The new rules, which will take effect two years after they’re published in the Federal Register, will also require broadcasters to use SAP channels to provide audio versions of on-screen emergency warnings, either read live by a human or provided by a synthesized voice.

Neplokh’s FCC colleague Greg Cooke, associate chief of the Public Safety and Homeland Security Bureau, says the commission is still struggling with another emergency alert issue. While the requirement that cable systems override all channels of programming to carry EAS alerts was well-intentioned, Cooke says it’s had unintended, unfortunate consequences when cable viewers are unwillingly shunted from live emergency programming on a local channel over to an EAS message on a different channel.

“What we’re looking at now is the extent to which new technology can allow for selective treatment of broadcasters,” Cooke says, allowing local broadcast channels on cable to be exempted from the override requirement so that viewers can continue to watch them without interruption when a crisis hits.

Wade Witmer, deputy director at FEMA’s Integrated Public Alert and Warning System (IPAWS) Division, also appeared by video from Washington.

“We see broadcasters as very robust, one of the last communications means standing in any emergency,” Witmer said.

Broadcasters are doing a good job of incorporating IPAWS-generated alerts into their emergency communication, Witmer told attendees. But he says TV and radio stations can do a better job of cooperating with wireless carriers who now deliver emergency messages directly to customers’ phones and other handheld devices.

“I’ve heard from stations that will not talk about wireless emergency alerts on the air, because that’s the competition,” Witmer said. “But you should be educating listeners about what that ugly tone is that’s on their phones, and reminding them that when they hear those tones, they should tune to your station.”

Witmer also reminded stations to be assertive about being part of local governments’ emergency plans.

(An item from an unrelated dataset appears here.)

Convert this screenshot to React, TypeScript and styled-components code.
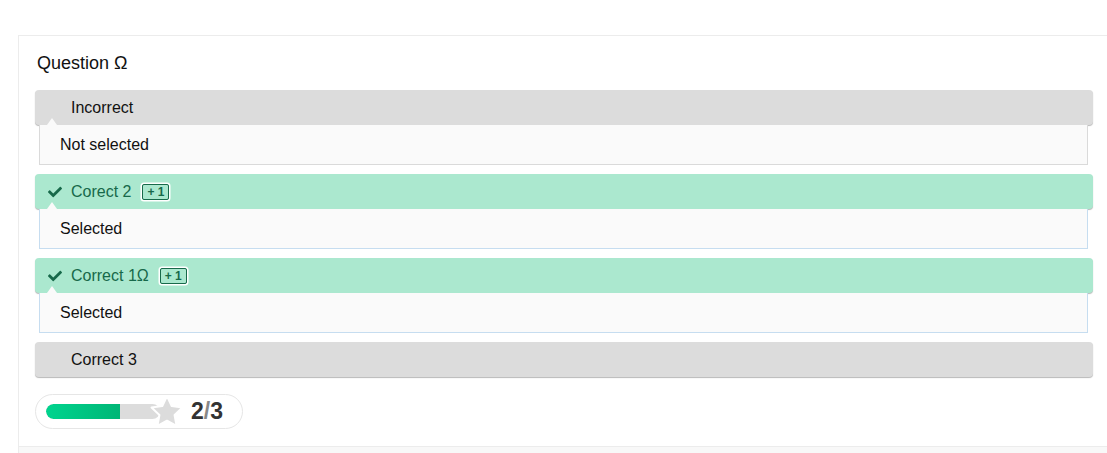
import { FaCheck } from "react-icons/fa";
import styled, { createGlobalStyle } from "styled-components";

const GlobalStyle = createGlobalStyle`
  html, body {
    margin: 0;
    padding: 0;
    background: #fff;
    overflow: hidden;
  }
  body {
    font-family: "Liberation Sans", Arial, Helvetica, sans-serif;
    color: #111;
  }
`;

const Page = styled.div`
  padding-top: 35px;
  padding-left: 18px;
  width: 1200px;
`;

const Panel = styled.div`
  width: 1058px;
  padding: 17px 17px 17px 16px;
  border-top: 1px solid #ececec;
  border-left: 1px solid #ececec;
  border-bottom: 1px solid #ececec;
  background: #fff;
`;

const Footer = styled.div`
  height: 12px;
  background: #f8f8f8;
  border-left: 1px solid #ececec;
`;

const Question = styled.div`
  font-size: 18px;
  line-height: 21px;
  margin-left: 2px;
  margin-bottom: 16px;
`;

const Answer = styled.div`
  margin-bottom: 9px;
`;

const Header = styled.div<{ $correct?: boolean }>`
  position: relative;
  display: flex;
  align-items: center;
  height: 35px;
  padding-left: 13px;
  border-radius: 4px;
  background: ${(p) => (p.$correct ? "#abe8cf" : "#dcdcdc")};
  color: ${(p) => (p.$correct ? "#17694a" : "#111")};
  box-shadow: 0 1px 1px rgba(0, 0, 0, 0.28);
  font-size: 16px;
`;

const IconSlot = styled.span`
  width: 23px;
  display: flex;
  align-items: center;
  font-size: 14px;
`;

const Badge = styled.span`
  margin-left: 11px;
  padding: 0 4px;
  height: 14px;
  line-height: 14px;
  font-size: 12px;
  font-weight: bold;
  border: 1.5px solid #17694a;
  border-radius: 2px;
  box-shadow: 0 0 0 1.5px #fff;
`;

const Notch = styled.span`
  position: absolute;
  left: 12px;
  bottom: 0;
  width: 0;
  height: 0;
  border-left: 5px solid transparent;
  border-right: 5px solid transparent;
  border-bottom: 7px solid #fafafa;
  z-index: 2;
`;

const Body = styled.div<{ $selected?: boolean }>`
  position: relative;
  margin: 0 5px 0 4px;
  height: 40px;
  box-sizing: border-box;
  display: flex;
  align-items: center;
  padding-left: 20px;
  background: #fafafa;
  border: 1px solid ${(p) => (p.$selected ? "#c6ddf0" : "#dadada")};
  border-top: none;
  font-size: 16px;
`;

const Score = styled.div`
  display: inline-flex;
  align-items: center;
  height: 33px;
  margin-top: 8px;
  padding: 0 19px 0 10px;
  border: 1px solid #e6e6e6;
  border-radius: 18px;
`;

const Track = styled.div`
  width: 114px;
  height: 15px;
  border-radius: 8px;
  background: #dcdcdc;
  overflow: hidden;
`;

const Fill = styled.div`
  height: 100%;
  background: linear-gradient(to right, #00d48e, #00b676);
  border-radius: 8px 0 0 8px;
`;

const Star = styled.svg`
  width: 36px;
  height: 36px;
  margin-left: -11px;
  margin-top: 1px;
`;

const Count = styled.span`
  margin-left: 6px;
  font-size: 23px;
  font-weight: bold;
  color: #333;

  i {
    font-style: normal;
    color: #888;
  }
`;

type Item = {
  label: string;
  correct?: boolean;
  body?: string;
};

const items: Item[] = [
  { label: "Incorrect", body: "Not selected" },
  { label: "Corect 2", correct: true, body: "Selected" },
  { label: "Correct 1Ω", correct: true, body: "Selected" },
  { label: "Correct 3" },
];

export default function App() {
  const score = 2;
  const total = 3;
  return (
    <>
      <GlobalStyle />
      <Page>
        <Panel>
          <Question>Question Ω</Question>
          {items.map((it) => (
            <Answer key={it.label}>
              <Header $correct={it.correct}>
                <IconSlot>{it.correct && <FaCheck />}</IconSlot>
                {it.label}
                {it.correct && <Badge>+ 1</Badge>}
                {it.body && <Notch />}
              </Header>
              {it.body && <Body $selected={it.correct}>{it.body}</Body>}
            </Answer>
          ))}
          <Score>
            <Track>
              <Fill style={{ width: `${(score / total) * 100 - 2}%` }} />
            </Track>
            <Star viewBox="0 0 20 20">
              <path
                d="M10 1.2l2.6 5.5 6 .8-4.4 4.2 1.1 6L10 14.8l-5.3 2.9 1.1-6L1.4 7.5l6-.8z"
                fill="#dcdcdc"
                stroke="#fff"
                strokeWidth="1.1"
                strokeLinejoin="round"
              />
            </Star>
            <Count>
              {score}
              <i>/</i>
              {total}
            </Count>
          </Score>
        </Panel>
        <Footer />
      </Page>
    </>
  );
}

“If your station has power backup and you intend to stay on the air during disasters, that’s something your local emergency officials should know.”

Superstorm Sandy provided a real-world test of that challenge last fall, said New York State Association of Broadcasters president David Donovan.

Donovan says broadcasters had an advantage before Sandy in the form of accurate predictions of the storm’s path and timing. That allowed them to plan ahead of time for one of their biggest concerns: the availability of fuel to keep generators powered and news vehicles moving after the storm hit.

“New York City is made of islands, and when the bridges and tunnels aren’t functioning, you’re going to have problems,” Donovan said.

Indeed they did. While most of New York’s FM and TV stations sailed through the storm with the help of fully-fueled generators, “where we ran into problems was AM,” Donovan says, “because a lot of towers are in New Jersey in the flood zone, so there was some flooding that knocked out power.”

Widespread power outages also kept many of those hit hardest by the storm from watching TV, but Donovan says partnerships between TV and radio broadcasters put simulcasts of TV news coverage on powerful AM and FM signals that made them available to residents who needed them most. Those partnerships included Disney’s ESPN Radio outlet, WEPN-FM, which carried audio from Disney-owned WABC-TV.

“New York City saw a 70 percent increase in radio listenership that night,” Donovan said. “Radio was the key to keeping the people informed that night.”

Donovan says broadcasters, and especially radio broadcasters, had some big structural advantages over competing communications channels. With transmitters capable of being powered by generators even if the power grid went down, “our architecture is a wide-area architecture covering 30, 40 or 50 miles out,” he said. “We are not prone to trees destroying our system” in the same way that a wind-blown tree can take down power, phone and internet service to a neighborhood.

But the biggest problem, Donovan said, still turned out to be a fuel-related issue: getting access to gasoline for the news vehicles trying to cover the storm’s aftermath.

“The port of New York was closed, and the gas stations that still had fuel didn’t have working pumps, so getting access to federal fuel depots was critical,” Donovan recalled. Before the storm hit, FEMA had already approved access to fuel for broadcasters’ generators, but not for news trucks. That’s where a series of late-night phone calls to the FCC came in.

“The Commission was phenomenal,” Donovan says. “Ken Moran (chief preparedness officer at the FCC’s Homeland Safety Bureau) worked through FEMA and we were able to get approval for our news trucks. So our guys went to the depots and showed the letter, and the guy with the gun said, ‘Get out of here! Anybody can fake a letter.’”

That’s a lesson that’s been learned far from New York. Mike O’Hare from the state of Alaska’s emergency management agency was also on the panel, speaking of the importance of government cooperation with broadcasters.

“States need to recognize that broadcasters are emergency infrastructure,” he said, “and if we can’t provide fuel for you guys to broadcast and get that information out, we’re all dead in the water.”

In addition to better securing fuel availability, Donovan says one post-Sandy lesson in New York is finding more ways to communicate with broadcasters at the height of an emergency.

“For a period of time, I couldn’t reach my stations because the phone system was gone,” he says, “so we need to work out a better way of communicating with them.”

Donovan says broadcasters also must remain alert to attempts to reclaim more of their ENG spectrum for other uses.

“On a day to day basis, we do have stations that have shifted from their own ENG to bonded cellular,” he said. “But in an emergency when your phone system goes down, your bonded cellular goes down too.”